Job
Identify the lines containing the word "document". Copy each one.

## Begin

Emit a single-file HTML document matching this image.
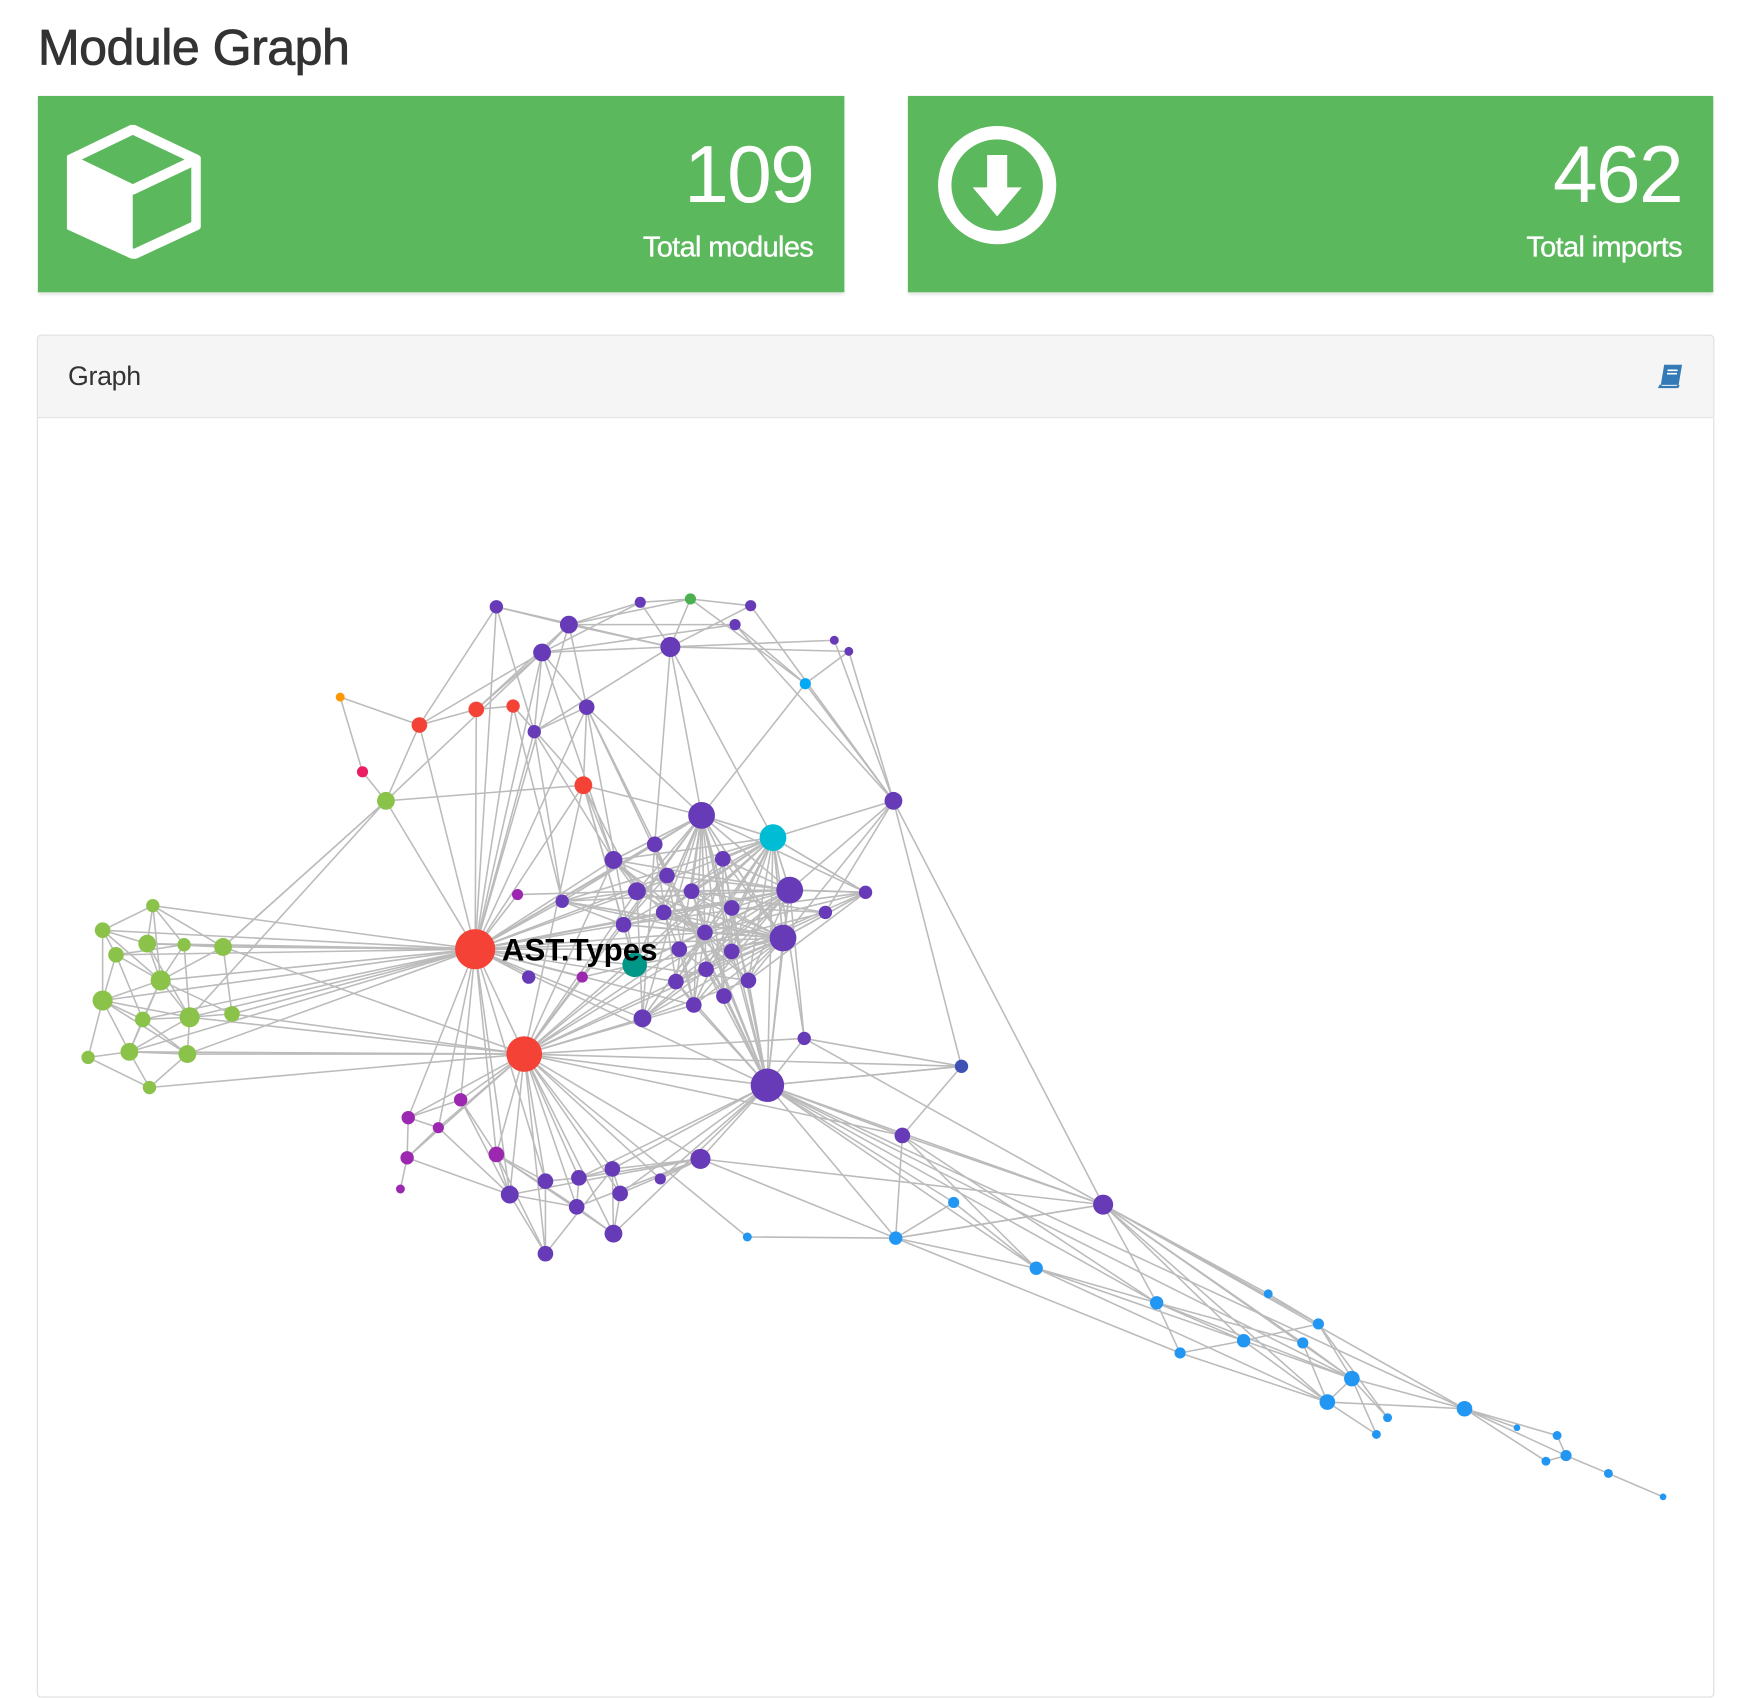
<!DOCTYPE html>
<html><head><meta charset="utf-8">
<style>
html,body{margin:0;padding:0;background:#fff;width:1748px;height:1676px;overflow:hidden}
#w{position:absolute;left:0;top:0;width:1567px;height:1503px;transform:scale(1.1154);transform-origin:0 0;font-family:"Liberation Sans",sans-serif;color:#333}
h1{position:absolute;left:34px;top:17px;margin:0;font-size:45px;font-weight:normal;letter-spacing:-0.5px;-webkit-text-stroke:0.7px #333}
.box{position:absolute;top:86px;height:176px;background:#5cb85c;box-shadow:0 2px 3px rgba(0,0,0,.12);color:#fff}
.num{position:absolute;right:28px;top:31px;font-size:72px;line-height:80px;letter-spacing:-1.5px}
.lbl{position:absolute;right:28px;top:120px;font-size:26px;letter-spacing:-0.6px;-webkit-text-stroke:0.3px #fff}
.panel{position:absolute;left:33px;top:300px;width:1502px;height:1220px;border:1px solid #ddd;border-radius:4px}
.ph{height:73px;background:#f5f5f5;border-bottom:1px solid #ddd;border-radius:4px 4px 0 0}
.ph span{position:absolute;left:27px;top:23px;font-size:24px;letter-spacing:-0.3px}
</style></head><body><div id="w">
<h1>Module Graph</h1>
<div class="box" style="left:34px;width:723px">
<svg style="position:absolute;left:26px;top:26px" width="120" height="120" viewBox="0 0 120 120">
<path d="M59 4 L116 31 L116 90 L60 116 L3 90 L3 31 Z" fill="none" stroke="#fff" stroke-width="9" stroke-linejoin="round"/>
<path d="M3 31 L59 58 L116 31" fill="none" stroke="#fff" stroke-width="9" stroke-linejoin="round"/>
<path d="M3 31 L59 58 L59 116 L3 90 Z" fill="#fff"/>
</svg>
<div class="num">109</div>
<div class="lbl">Total modules</div>
</div>
<div class="box" style="left:814px;width:722px">
<svg style="position:absolute;left:26px;top:26px" width="108" height="108" viewBox="0 0 108 108">
<circle cx="54" cy="54" r="47" fill="none" stroke="#fff" stroke-width="12"/>
<path d="M45 27 L63 27 L63 56 L76 56 L54 82 L32 56 L45 56 Z" fill="#fff"/>
</svg>
<div class="num">462</div>
<div class="lbl">Total imports</div>
</div>
<div class="panel"><div class="ph"><span>Graph</span>
<svg style="position:absolute;right:26px;top:24px" width="24" height="24" viewBox="0 0 24 24"><path d="M6 2 L22 2 L19 20 L3 20 Z" fill="#337ab7"/><path d="M3 20 L2 22 L18 22 L19 20" fill="none" stroke="#337ab7" stroke-width="2"/><path d="M9 7h9M8.5 10h9" stroke="#fff" stroke-width="1.5"/></svg>
</div></div>
<svg id="g" style="position:absolute;left:0;top:0" width="1567" height="1503"></svg>
</div>
<script>
var P='#673ab7',R='#f44336',G='#8bc34a',B='#2196f3';
var N={
g1:[137,812,6,G],g2:[92,834,7,G],g3:[104,856,7,G],g4:[132,846,8,G],g5:[165,847,6,G],g6:[200,849,8,G],g7:[144,879,9,G],g8:[92,897,9,G],g9:[128,914,7,G],g10:[170,912,9,G],g11:[208,909,7,G],g12:[79,948,6,G],g13:[116,943,8,G],g14:[168,945,8,G],g15:[134,975,6,G],g16:[346,718,8,G],
A:[426,851,18,R],A2:[470,945,16,R],r1:[376,650,7,R],r2:[427,636,7,R],r3:[460,633,6,R],r4:[523,704,8,R],pk:[325,692,5,'#e91e63'],or:[305,625,4,'#ff9800'],
t1:[445,544,6,P],t2:[510,560,8,P],t3:[574,540,5,P],tg:[619,537,5,'#4caf50'],t4:[673,543,5,P],t5:[659,560,5,P],t6:[601,580,9,P],t7:[486,585,8,P],t8:[748,574,4,P],t9:[761,584,4,P],lb:[722,613,5,'#03a9f4'],t10:[526,634,7,P],t11:[479,656,6,P],t12:[801,718,8,P],
c1:[629,731,12,P],cy:[693,751,12,'#00bcd4'],c2:[587,757,7,P],c3:[550,771,8,P],c4:[648,770,7,P],c5:[598,785,7,P],c6:[571,799,8,P],c7:[620,799,7,P],c8:[708,798,12,P],c9:[504,808,6,P],m1:[464,802,5,'#9c27b0'],c10:[595,818,7,P],c11:[656,814,7,P],c12:[559,829,7,P],c13:[632,836,7,P],c14:[740,818,6,P],c15:[776,800,6,P],c16:[702,841,12,P],c17:[609,851,7,P],c18:[656,853,7,P],tl:[569,865,11,'#009688'],c19:[633,869,7,P],c20:[474,876,6,P],m2:[522,876,5,'#9c27b0'],c21:[606,880,7,P],c22:[671,879,7,P],c23:[649,893,7,P],c24:[622,901,7,P],c25:[576,913,8,P],c26:[721,931,6,P],H:[688,973,15,P],ind:[862,956,6,'#3f51b5'],c27:[809,1018,7,P],
b1:[413,986,6,'#9c27b0'],b2:[366,1002,6,'#9c27b0'],b3:[393,1011,5,'#9c27b0'],b4:[365,1038,6,'#9c27b0'],b5:[359,1066,4,'#9c27b0'],b6:[445,1035,7,'#9c27b0'],b7:[628,1039,9,P],b8:[489,1059,7,P],b9:[519,1056,7,P],b10:[549,1048,7,P],b11:[592,1057,5,P],b12:[457,1071,8,P],b13:[556,1070,7,P],b14:[517,1082,7,P],b15:[550,1106,8,P],b16:[489,1124,7,P],
u1:[670,1109,4,B],u2:[803,1110,6,B],u3:[855,1078,5,B],Q:[989,1080,9,P],u4:[929,1137,6,B],u5:[1037,1168,6,B],u6:[1058,1213,5,B],u7:[1137,1160,4,B],u8:[1115,1202,6,B],u9:[1168,1204,5,B],u10:[1182,1187,5,B],u11:[1212,1236,7,B],u12:[1190,1257,7,B],u13:[1244,1271,4,B],u14:[1234,1286,4,B],u15:[1313,1263,7,B],u16:[1360,1280,3,B],u17:[1396,1287,4,B],u18:[1404,1305,5,B],u19:[1386,1310,4,B],u20:[1442,1321,4,B],u21:[1491,1342,3,B]};
var E=[];function c(a,l){l.split(' ').forEach(function(b){E.push([a,b])})}
c('A','g1 g2 g3 g4 g5 g6 g7 g8 g9 g10 g11 g13 g14 g16 r1 r2 r3 r4 t1 t7 t2 t10 t11 c1 c2 c3 c5 c6 c9 c10 c12 c17 tl c20 c21 c24 c25 A2 H b1 b2 b3 b6 b8 b12 c8 c16 c13');
c('A2','g6 g14 g13 g15 g11 g10 b1 b2 b3 b4 b6 b7 b8 b9 b10 b11 b12 b13 b14 b15 b16 c1 c3 c6 c12 c17 c21 c24 c25 c16 c8 H c27 ind r4 c26 cy u1 tl');
c('H','c1 cy c4 c8 c11 c13 c16 c18 c22 c23 c24 c21 c19 c26 b7 b10 b9 b11 b13 b15 u2 Q u15 u4 ind c27 u5 u11 c5 c7 c2');
c('g1','g2 g4 g6 g7 g5');c('g2','g3 g4 g8 g7');c('g3','g7 g8 g9 g5');c('g4','g5 g6 g7 g10');c('g5','g6 g10 g7');c('g6','g7 g16 g11');
c('g7','g8 g9 g10 g13 g11');c('g8','g9 g12 g13 g14 g10');c('g9','g10 g13 g14');c('g10','g11 g13 g14 g16');c('g12','g13 g15');c('g13','g14 g15');c('g14','g15');
c('g16','r1 pk r4 t7 g6');c('or','r1 pk');c('r1','r2 t1 t7');c('r2','r3 t2');c('r3','r4 c9');c('r4','t10 c1 c3 c6 tl c12');
c('t1','t2 t6 t11');c('t2','t3 tg t6 t7 t10 t5');c('t3','tg t7 t6');c('tg','t4 t6 lb');c('t4','t6 t12');c('t5','t7 t12 lb');c('t6','t7 t8 t9 c1 cy c2 t11');c('t7','t10 t11 r2 c3');c('t8','t12');c('t9','t12 lb');c('lb','c1 t12');
c('t10','c1 c2 c5 tl t11');c('t11','c3 c9');c('t12','cy c8 c14 ind Q c16');
var core='c1 cy c2 c3 c4 c5 c6 c7 c8 c9 c10 c11 c12 c13 c14 c15 c16 c17 c18 tl c19 c21 c22 c23 c24 c25'.split(' ');
core.forEach(function(a,i){['c1','cy','c8','c16','c13'].forEach(function(b){if(a!=b&&Math.abs(i*7)%3!=2)E.push([a,b])});E.push([a,core[(i+3)%core.length]]);E.push([a,core[(i+7)%core.length]])});
c('c26','cy ind c8');c('c15','c8 c16 cy');c('m1','A c6');c('m2','tl A');
c('b1','b2 b6 b12');c('b2','b3 b4');c('b3','b4 b12');c('b4','b5 b12');c('b6','b8 b12 b14 b16 b15');c('b7','b10 b9 b11 b12 b14 b13 u2 Q');c('b8','b9 b16');c('b9','b10 b14');c('b10','b13 b15 b16');c('b12','b16 b14');c('b13','b15');c('b14','b15');
c('ind','c27 H');c('c27','u2 u4 Q u5');c('u1','u2');c('u2','u4 u6 u3 Q');c('u3','H u4');c('Q','u5 u7 u8 u9 u10 u11 u15 u12 c26 u2');
c('u4','u5 u8 u12');c('u5','u6 u8 u9 u11');c('u6','u8 u12');c('u7','u10');c('u8','u10 u11 u12');c('u9','u12 u11');c('u10','u11 u13');c('u11','u12 u13 u14 u15');c('u12','u15 u14');c('u15','u16 u17 u18 u19');c('u17','u18');c('u18','u19 u20');c('u20','u21');
var s='';E.forEach(function(e){var a=N[e[0]],b=N[e[1]];if(a&&b)s+='<line x1="'+a[0]+'" y1="'+a[1]+'" x2="'+b[0]+'" y2="'+b[1]+'"/>'});
var g='<g stroke="#bbb" stroke-width="1.4">'+s+'</g>';
for(var k in N){var n=N[k];g+='<circle cx="'+n[0]+'" cy="'+n[1]+'" r="'+n[2]+'" fill="'+n[3]+'"/>'}
g+='<text x="450" y="861" font-family="Liberation Sans,sans-serif" font-weight="bold" font-size="28" fill="#000">AST.Types</text>';
document.getElementById('g').innerHTML=g;
</script>
</body></html>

## End

Written answer
Emit a single-file HTML document matching this image.
document.getElementById('g').innerHTML=g;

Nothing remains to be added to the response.